Néanmoins, le système du compagnonnage demeure, même s’il est affaibli par la Révolution industrielle qui voit un prolétariat peu qualifié et peu organisé. Les différentes sociétés de compagnonnage, souvent rivales, œuvrent pour la défense et la formation des ouvriers et artisans. L’état de compagnon s’obtient après s’être formé auprès d’un maître d’apprentissage, mais aussi après avoir fait son tour de France, au cours duquel l’aspirant compagnon rencontre des maîtres et étudie leurs techniques. Le tour de France peut durer plusieurs années et s’achève par la réalisation d’un "chef-d’œuvre".

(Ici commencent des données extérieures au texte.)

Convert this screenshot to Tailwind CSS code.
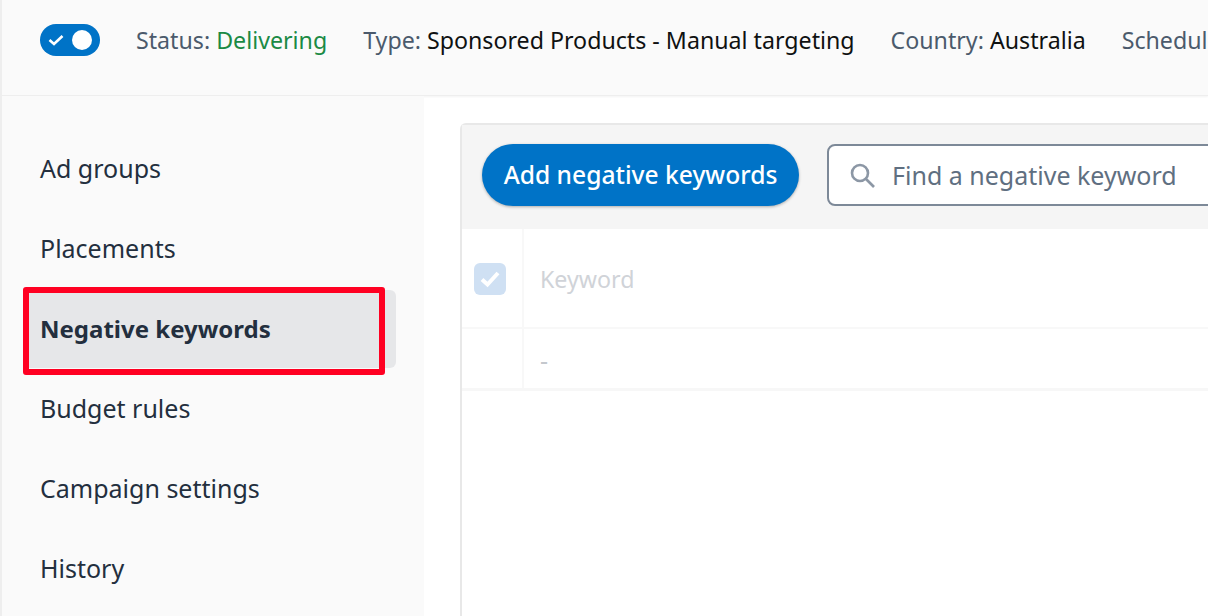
<!DOCTYPE html>
<html lang="en">
<head>
  <meta charset="UTF-8" />
  <title>Negative keywords</title>
  <script src="https://cdn.jsdelivr.net/npm/@tailwindcss/browser@4"></script>
</head>
<body class="bg-white h-[616px] w-[1208px] overflow-hidden font-['Noto_Sans',sans-serif] text-[25px] text-[#232f3e]">

  <!-- Status bar -->
  <header class="h-[96px] pl-[40px] bg-[#fafafa] border-l-2 border-b border-[#eeeeee] shadow-[0_1px_2px_rgba(0,0,0,0.05)] flex items-center whitespace-nowrap overflow-hidden">
    <div class="-ml-[2px] w-[60px] h-[32px] rounded-full bg-[#0073c7] flex items-center justify-between pl-[8px] pr-[8px] shrink-0 -mt-[15px]">
      <svg width="16" height="12" viewBox="0 0 16 12" fill="none"><path d="M1.5 6 L6 10 L14.5 2" stroke="white" stroke-width="2.6"/></svg>
      <span class="w-[20px] h-[20px] rounded-full bg-white"></span>
    </div>
    <div class="flex gap-[36px] ml-[36px] -mt-[15px] text-[23.2px] text-[#4b5a6c]">
      <span>Status: <span class="text-[#1b8a45]">Delivering</span></span>
      <span>Type: <span class="text-[#0f1111]">Sponsored Products - Manual targeting</span></span>
      <span>Country: <span class="text-[#0f1111]">Australia</span></span>
      <span>Schedule</span>
    </div>
  </header>

  <div class="flex h-[520px] overflow-hidden">
    <!-- Sidebar -->
    <nav class="w-[424px] h-full bg-[#fafafa] border-l-2 border-[#eeeeee] shrink-0 pt-[34px] pl-[22px] relative">
      <a class="flex items-center h-[78px] mb-[2px] pl-[16px] w-[372px] rounded-[6px]">Ad groups</a>
      <a class="flex items-center h-[78px] mb-[2px] pl-[16px] w-[372px] rounded-[6px]">Placements</a>
      <a class="flex items-center h-[78px] mb-[2px] pl-[16px] w-[372px] rounded-[6px] bg-[#e6e7e9] font-bold text-[24px]">Negative keywords</a>
      <a class="flex items-center h-[78px] mb-[2px] pl-[16px] w-[372px] rounded-[6px]">Budget rules</a>
      <a class="flex items-center h-[78px] mb-[2px] pl-[16px] w-[372px] rounded-[6px]">Campaign settings</a>
      <a class="flex items-center h-[78px] mb-[2px] pl-[16px] w-[372px] rounded-[6px]">History</a>
      <!-- Red annotation -->
      <div class="absolute left-[21px] top-[191px] w-[362px] h-[88px] border-[6px] border-[#ff0022] rounded-[3px]"></div>
    </nav>

    <!-- Table panel -->
    <main class="flex-1 pl-[36px] pt-[27px] min-w-0 overflow-hidden">
      <div class="w-[800px] h-[493px] border-l-2 border-t-2 border-[#e8e8e8] rounded-tl-[6px]">
        <div class="h-[104px] bg-[#f5f5f5] flex items-center gap-[28px] pl-[20px] pb-[4px]">
          <button class="h-[62px] w-[317px] rounded-full bg-[#0073c7] text-white text-[24.6px] font-medium shadow-[0_1px_3px_rgba(0,0,0,0.3)] shrink-0">Add negative keywords</button>
          <div class="h-[62px] flex-1 bg-white border-2 border-[#7d8998] rounded-l-[8px] flex items-center pl-[20px] gap-[16px] text-[#5f6f81]">
            <svg width="27" height="27" viewBox="0 0 27 27" fill="none" stroke="#8c97a5" stroke-width="2.6"><circle cx="11" cy="11" r="8"/><path d="M17 17 L25 25"/></svg>
            <span class="pt-[1px]">Find a negative keyword</span>
          </div>
        </div>
        <!-- Disabled table -->
        <div class="flex h-[100px] items-center border-b-2 border-[#f8f8f8]">
          <div class="w-[62px] h-full border-r-2 border-[#f8f8f8] flex items-center pl-[12px] pt-[2px] shrink-0">
            <span class="w-[32px] h-[32px] rounded-[6px] bg-[#cfe0f3] flex items-center justify-center">
              <svg width="22" height="18" viewBox="0 0 22 18" fill="none"><path d="M3 9.5 L8.5 14.5 L19 3" stroke="white" stroke-width="4"/></svg>
            </span>
          </div>
          <span class="pl-[16px] pt-[3px] text-[23.2px] text-[#d0d3d8]">Keyword</span>
        </div>
        <div class="flex h-[62px] items-center border-b-[3px] border-[#f7f7f7]">
          <div class="w-[62px] h-full border-r-2 border-[#f8f8f8] shrink-0"></div>
          <span class="pl-[16px] pt-[4px] text-[#c4c8cd]">-</span>
        </div>
      </div>
    </main>
  </div>
</body>
</html>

Un menuisier, Agricol Perdiguer, tente de dynamiser et d’unifier le système du compagnonnage au 19e siècle. En 1839, il écrit Le Livre du compagnonnage, qui raconte de l’intérieur les pratiques des compagnons et rencontre un immense succès. Élu député lors de la fugace Seconde République en 1848, il poursuit son étude du compagnonnage avec Mémoires d’un compagnon en 1854-1855.